Lahirnya Sekolah Terapung
Pada tahun 2016, Rahmat bersama dua rekannya, Nur Al Marwah Asrul dan Rahmania Rahman, mulai menggagas Floating School Makassar dan beroperasi setahun kemudian. Sekolah ini membawa misi meningkatkan kualitas pemuda di kepulauan melalui program yang disusun berdasarkan minat dan bakat masing-masing siswa. Sekolah Terapung menyediakan 7 kelas kreatif, yakni kelas menulis, menggambar, fotografi, musik, menari, prakarya, dan kelas komputer. Penyesuaian program ini dilakukan karena kurikulum sekolah umum selama ini seringkali tidak relevan dengan kebutuhan di daerah target. Para siswa didorong untuk mengembangkan kreativitasnya berdasarkan apa ada di sekeliling mereka, contohnya saat membuat kerajinan, mereka menggunakan bahan yang mudah ditemukan, seperti kulit kerang, jaring ikan bekas, dan daun kelapa.
Dampak Kehadiran Sekolah Terapung
Sekolah Terapung membawa dampak nyata bagi anak-anak dan pemuda di kepulauan tersebut. “Ketika anak-anak baru mulai belajar dengan laptop, jangankan mengetik, untuk menekan tombol power saja mereka takut setengah mati, takut rusak dan sebagainya,” ungkap Rahmiana, salah satu pendiri Sekolah Terapung yang menceritakan salah satu tantangan para relawan dalam mengajar.

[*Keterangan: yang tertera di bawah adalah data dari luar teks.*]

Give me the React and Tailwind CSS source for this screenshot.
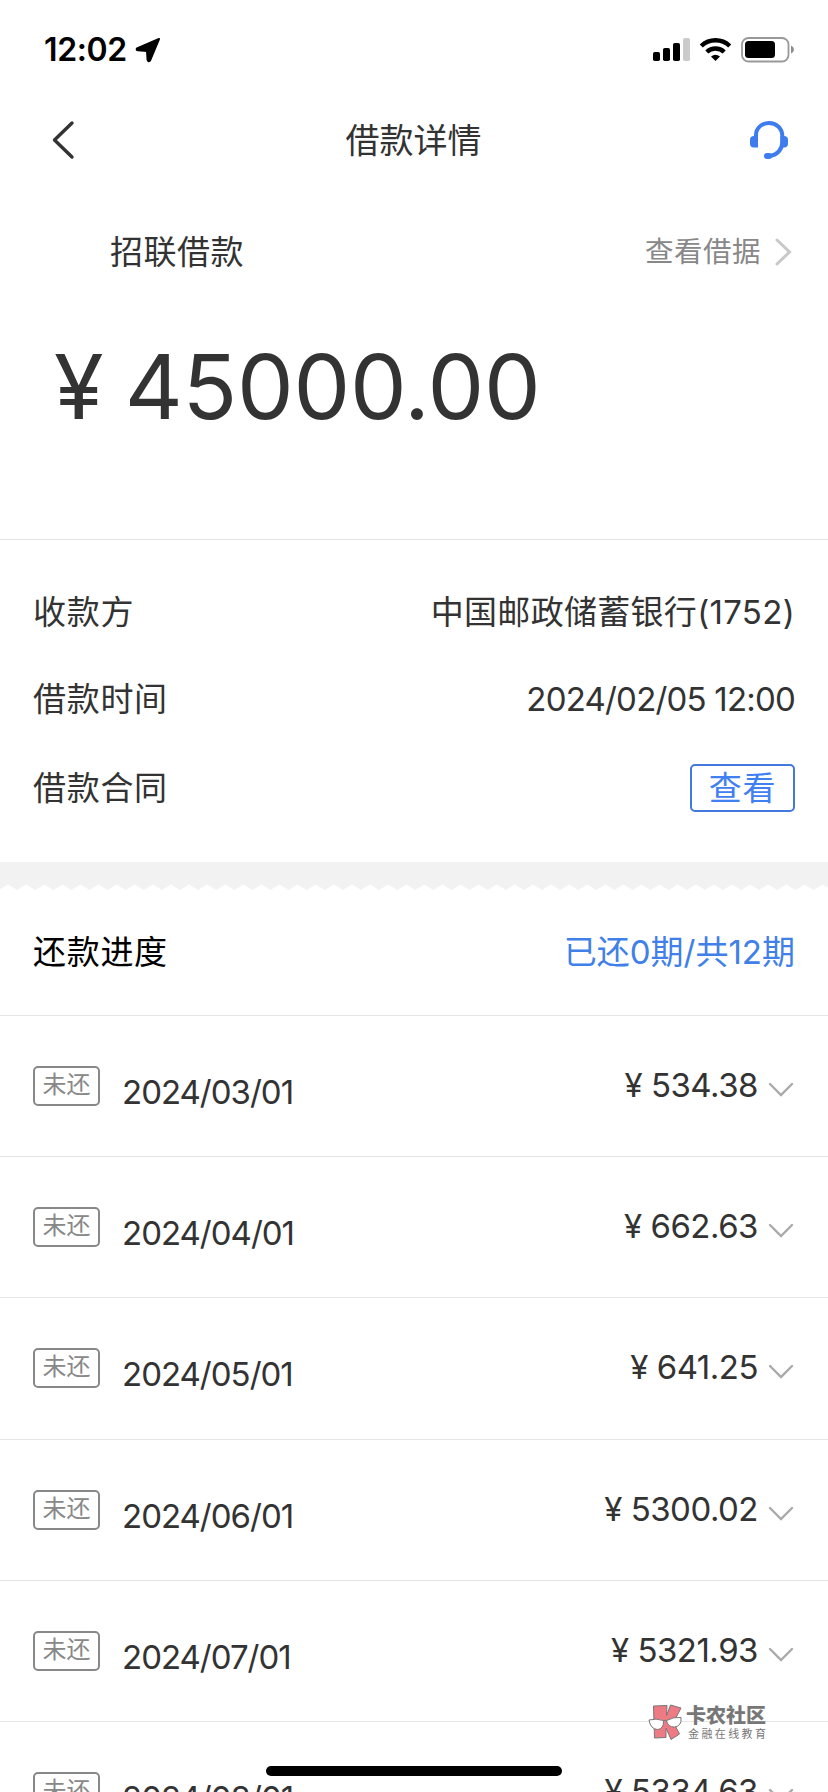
import React from 'react';

const payments = [
  { date: '2024/03/01', amount: '534.38' },
  { date: '2024/04/01', amount: '662.63' },
  { date: '2024/05/01', amount: '641.25' },
  { date: '2024/06/01', amount: '5300.02' },
  { date: '2024/07/01', amount: '5321.93' },
  { date: '2024/08/01', amount: '5334.63' },
];

function StatusBar() {
  return (
    <div className="flex h-[100px] items-center pl-[44px] pr-[34px]">
      <span className="text-[32px] leading-8 font-semibold tracking-[-0.4px] text-black">12:02</span>
      <svg className="ml-[8px] h-[26px] w-[26px]" viewBox="0 0 26 26">
        <path d="M24 2 L2 11.4 Q1 13 3 13.3 L12 14 L12.600 23 Q13.300 25.200 15 23.500 Z" stroke="#000" strokeWidth="2" strokeLinejoin="round" />
      </svg>
      <svg className="ml-auto h-[26px] w-[142px]" viewBox="652 37 142 26">
        <rect x="653" y="52" width="7" height="9" rx="1.800" />
        <rect x="663" y="48" width="7" height="13" rx="1.800" />
        <rect x="673" y="43" width="7" height="18" rx="1.800" />
        <rect x="683" y="38" width="7" height="23" rx="1.800" fill="#cbcbcb" />
        <g fill="none" stroke="#000" strokeWidth="4.400">
          <path d="M701.300 46 A20.500 20.500 0 0 1 729.700 46" />
          <path d="M706.800 52 A12.500 12.500 0 0 1 724.200 52" />
        </g>
        <path d="M715.500 61 L711 56.600 Q715.500 53 720 56.600 Z" />
        <rect x="742" y="38" width="46.500" height="23.500" rx="6.500" fill="none" stroke="#999" strokeWidth="1.800" />
        <rect x="745" y="41" width="30" height="17" rx="3.500" />
        <path d="M791 45.500 Q794 47 794 49.500 Q794 52 791 53.500 Z" fill="#8c8c8c" />
      </svg>
    </div>
  );
}

function NavBar() {
  return (
    <div className="flex h-[80px] items-center justify-between pl-[50px] pr-[39px]">
      <svg className="h-[40px] w-[28px]" viewBox="0 0 28 40">
        <path d="M22 3 L4.500 20 L22 37" fill="none" stroke="#333" strokeWidth="3.400" strokeLinecap="round" strokeLinejoin="round" />
      </svg>
      <h1 className="pt-[2px] text-[34px] leading-[34px] font-normal">借款详情</h1>
      <svg className="h-[40px] w-[40px]" viewBox="749 120 40 40">
        <g fill="none" stroke="#3d7bee" strokeLinecap="round">
          <path d="M756 136 V135 C756 128 762 123 769 123 C776 123 782.300 128 782.300 136 V142 C782.300 149 777.500 155.500 769 156" strokeWidth="4" />
          <path d="M767 156 H769" strokeWidth="6" />
        </g>
        <path d="M758 136 V147.500 H753.500 Q750 147.500 750 143.500 V140 Q750 136 754 136 Z" fill="#3d7bee" />
        <path d="M780.500 136 H784 Q788 136 788 140 V143.500 Q788 147.500 784 147.500 H780.500 Z" fill="#3d7bee" />
      </svg>
    </div>
  );
}

function Summary() {
  return (
    <section className="h-[360px] border-b border-[#e6e6e6]">
      <div className="flex h-[144px] items-center justify-between pl-[110px] pr-[36px]">
        <span className="text-[33px] leading-[34px] tracking-[0.5px]">招联借款</span>
        <span className="flex items-center gap-[14px] text-[28.5px] leading-[30px] tracking-[0.5px] text-[#888]">
          查看借据
          <svg className="h-[28px] w-[17px]" viewBox="0 0 17 28">
            <path d="M2 2 L14.500 14 L2 26" fill="none" stroke="#c8c8c8" strokeWidth="3" strokeLinecap="round" />
          </svg>
        </span>
      </div>
      <div className="mt-[13px] pl-[54px] text-[90px] leading-[100px] tracking-[-0.3px] whitespace-pre [word-spacing:-3.5px]">¥ 45000.00</div>
    </section>
  );
}

function Details() {
  return (
    <section className="flex h-[322px] flex-col pt-[28px] pr-[33px] pl-[33px] text-[33px] leading-[36px]">
      <div className="flex h-[87px] items-center justify-between">
        <span className="tracking-[0.7px]">收款方</span>
        <span className="tracking-[0.3px]">中国邮政储蓄银行(1752)</span>
      </div>
      <div className="flex h-[87px] items-center justify-between">
        <span className="tracking-[0.7px]">借款时间</span>
        <span className="tracking-[-0.8px]">2024/02/05 12:00</span>
      </div>
      <div className="flex h-[91px] items-center justify-between">
        <span className="tracking-[0.7px]">借款合同</span>
        <button className="flex h-[48px] w-[105px] items-center justify-center rounded-[5px] border-2 border-[#4379dc] tracking-[0.7px] text-[#4080f0]">查看</button>
      </div>
    </section>
  );
}

function TornEdge() {
  return (
    <svg className="block h-[29px] w-full" viewBox="0 0 828 29">
      <defs>
        <pattern id="teeth" x="-1" y="0" width="18.100" height="29" patternUnits="userSpaceOnUse">
          <path d="M0 0 H18.100 V28 L9.050 22.500 L0 28 Z" fill="#f2f2f2" />
        </pattern>
      </defs>
      <rect width="828" height="29" fill="url(#teeth)" />
      <rect width="828" height="22" fill="#f2f2f2" />
    </svg>
  );
}

function PaymentRow({ date, amount }) {
  return (
    <li className="flex h-[141.2px] items-start border-b border-[#e6e6e6] pr-[34px] pl-[33px]">
      <span className="mt-[50px] flex h-[40px] w-[67px] items-start justify-center rounded-[5px] border-2 border-[#888] pt-[4px] text-[24px] leading-[26px] text-[#888]">未还</span>
      <span className="mt-[58px] ml-[22px] text-[33px] leading-[36px] tracking-[-1px]">{date}</span>
      <span className="mt-[51px] ml-auto text-[33px] leading-[36px] tracking-[-0.5px]">¥ {amount}</span>
      <svg className="mt-[66px] ml-[10px] h-[16px] w-[26px]" viewBox="0 0 26 16">
        <path d="M2 2 L13 13 L24 2" fill="none" stroke="#aaa" strokeWidth="2.400" strokeLinecap="round" />
      </svg>
    </li>
  );
}

function Watermark() {
  return (
    <div className="absolute top-[1703px] left-[648px] flex items-start">
      <svg className="h-[38px] w-[36px]" viewBox="0 0 36 38">
        <g stroke="#777" strokeWidth="1" strokeLinejoin="round">
          <path d="M5.500 3 L19 2.500 L18.500 12.500 L22.500 2 L33 5 L25.500 19.500 L31.500 31 L23 36.500 L18 25 V34.500 L6.500 35 Z" fill="#ee7b83" />
          <path d="M1 17 Q8 15 15.500 17.500 Q16 26 9.500 26.500 Q2.500 26 1 17 Z" fill="#fff" />
          <path d="M18.500 17.500 Q26 13.500 33 14.500 Q34 23 26.500 24 Q20 24.500 18.500 17.500 Z" fill="#fff" />
          <path d="M15.500 18 Q17 16.500 18.500 17.500" fill="none" />
        </g>
      </svg>
      <div className="flex flex-col pt-[3px] pl-[2px] text-[#777]">
        <span className="text-[20px] leading-[20px] font-black">卡农社区</span>
        <span className="pt-[2px] pl-[2px] text-[11px] leading-[12px] tracking-[2.4px]">金融在线教育</span>
      </div>
    </div>
  );
}

export default function App() {
  return (
    <div className="relative h-[1792px] w-full overflow-hidden bg-white font-[Inter,'Noto_Sans_CJK_SC',sans-serif] text-[#333]">
      <StatusBar />
      <NavBar />
      <Summary />
      <Details />
      <TornEdge />
      <div className="flex h-[125px] items-center justify-between border-b border-[#e6e6e6] pr-[33px] pb-[2px] pl-[33px] text-[33px] leading-[36px]">
        <h2 className="font-normal tracking-[0.7px] text-black">还款进度</h2>
        <span className="text-[#4080e8]">已还0期/共12期</span>
      </div>
      <ul>
        {payments.map((p) => (
          <PaymentRow key={p.date} {...p} />
        ))}
      </ul>
      <Watermark />
      <div className="absolute bottom-[16px] left-[266px] h-[10px] w-[296px] rounded-full bg-black" />
    </div>
  );
}
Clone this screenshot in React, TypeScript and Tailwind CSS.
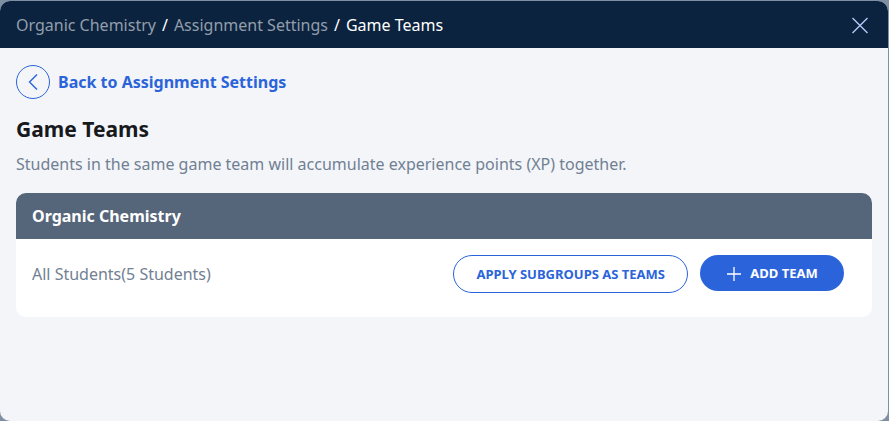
export default function App() {
  return (
    <div className="min-h-screen bg-[#7e8fa1] pt-px pr-px font-['Noto_Sans',sans-serif]">
      <main className="flex min-h-[calc(100vh-1px)] flex-col overflow-hidden rounded-[10px] bg-[#f3f5f9]">
        <header className="flex h-[47px] items-center justify-between bg-[#0c233f] px-4">
          <nav aria-label="Breadcrumb" className="flex gap-[6px] pt-px text-base text-white">
            <a href="#course" className="text-[#929eab]">Organic Chemistry</a>
            <span>/</span>
            <a href="#settings" className="text-[#929eab]">Assignment Settings</a>
            <span>/</span>
            <span>Game Teams</span>
          </nav>
          <button type="button" aria-label="Close" className="text-[#b4cbfa]">
            <svg width="24" height="24" viewBox="0 0 24 24" fill="none" stroke="currentColor" strokeWidth="1.4"><path d="M4.5 5 19.5 20M19.5 5 4.5 20" /></svg>
          </button>
        </header>
        <div className="px-4 pt-[17px] pb-4">
          <a href="#back" className="flex items-center gap-2 font-bold text-[#2b64da]">
            <span className="flex size-[34px] items-center justify-center rounded-full border border-[#2b64da]">
              <svg width="24" height="24" viewBox="0 0 24 24" fill="none" stroke="currentColor" strokeWidth="1.4"><path d="M16 4.5 8.5 12l7.5 7.5" /></svg>
            </span>
            Back to Assignment Settings
          </a>
          <h1 className="mt-4 text-[21px] leading-7 font-bold text-[#17191d]">Game Teams</h1>
          <p className="mt-[9px] text-base leading-6 text-[#718093]">Students in the same game team will accumulate experience points (XP) together.</p>
          <section className="mt-[17px] overflow-hidden rounded-[10px] bg-white">
            <h2 className="bg-[#55657a] px-4 py-[11px] text-base leading-6 font-bold text-white">Organic Chemistry</h2>
            <div className="flex items-start justify-between pt-4 pr-7 pb-6 pl-4">
              <p className="py-[7px] text-base leading-6 text-[#718093]">All Students(5 Students)</p>
              <div className="flex items-start gap-3">
                <button type="button" className="h-[38px] rounded-full border border-[#2b64da] px-[22px] pt-px text-[13px] font-bold text-[#2b64da]">APPLY SUBGROUPS AS TEAMS</button>
                <button type="button" className="flex h-9 w-36 items-center justify-center gap-2 rounded-full bg-[#2b64da] pt-px text-[13px] font-bold text-white">
                  <svg width="16" height="16" viewBox="0 0 16 16" fill="none" stroke="currentColor" strokeWidth="1.3"><path d="M8 1v14M1 8h14" /></svg>
                  ADD TEAM
                </button>
              </div>
            </div>
          </section>
        </div>
      </main>
    </div>
  );
}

Namun, seiring berjalannya waktu, dampak nyata dari kehadiran Sekolah Terapung mulai terlihat dari anak-anak yang akhirnya mampu mengoperasikan laptop, mengetik di Microsoft Word, hingga menjalin pertemanan dengan teman dari pulau lain melalui internet.
Penghargaan dan Apresiasi yang Diterima
Atas dedikasi dan kerja keras Rahmat dan rekannya, pada tahun 2018, ia menerima Apresiasi SATU Indonesia Awards tingkat provinsi untuk kategori Pendidikan. Penghargaan ini menjadi pengakuan atas upayanya menggerakkan perubahan di wilayah kepulauan, sekaligus menjadi penegas bahwa langkah kecil dari sebuah kapal bisa menggema hingga ke seluruh Indonesia.
Walaupun program Sekolah Terapung kini telah berakhir, kehadirannya menjadi simbol harapan dan bukti bahwa pendidikan bisa hadir di mana saja, bahkan di tengah kepulauan yang serba terbatas. Dari kapal kecil, Rahmat Hidayat dan rekannya menyalakan ilmu yang menerangi pulau-pulau kecil di sekitar Sulawesi Selatan.
Kawan GNFI, kisah ini sekaligus menjadi pengingat bagi kita bahwa perubahan seringkali dimulai dari langkah kecil. Selama masih ada tekad dan semangat untuk berbagi, keterbatasan sedikit demi sedikit bisa ditaklukkan untuk menciptakan kehidupan yang lebih baik bagi generasi penerus, salah satunya melalui pendidikan. Setiap tawa anak pulau yang belajar, ada Rahmat Hidayat dan para relawan yang membuktikan bahwa mimpi bisa dijaring, bahkan dari lautan luas sekali pun.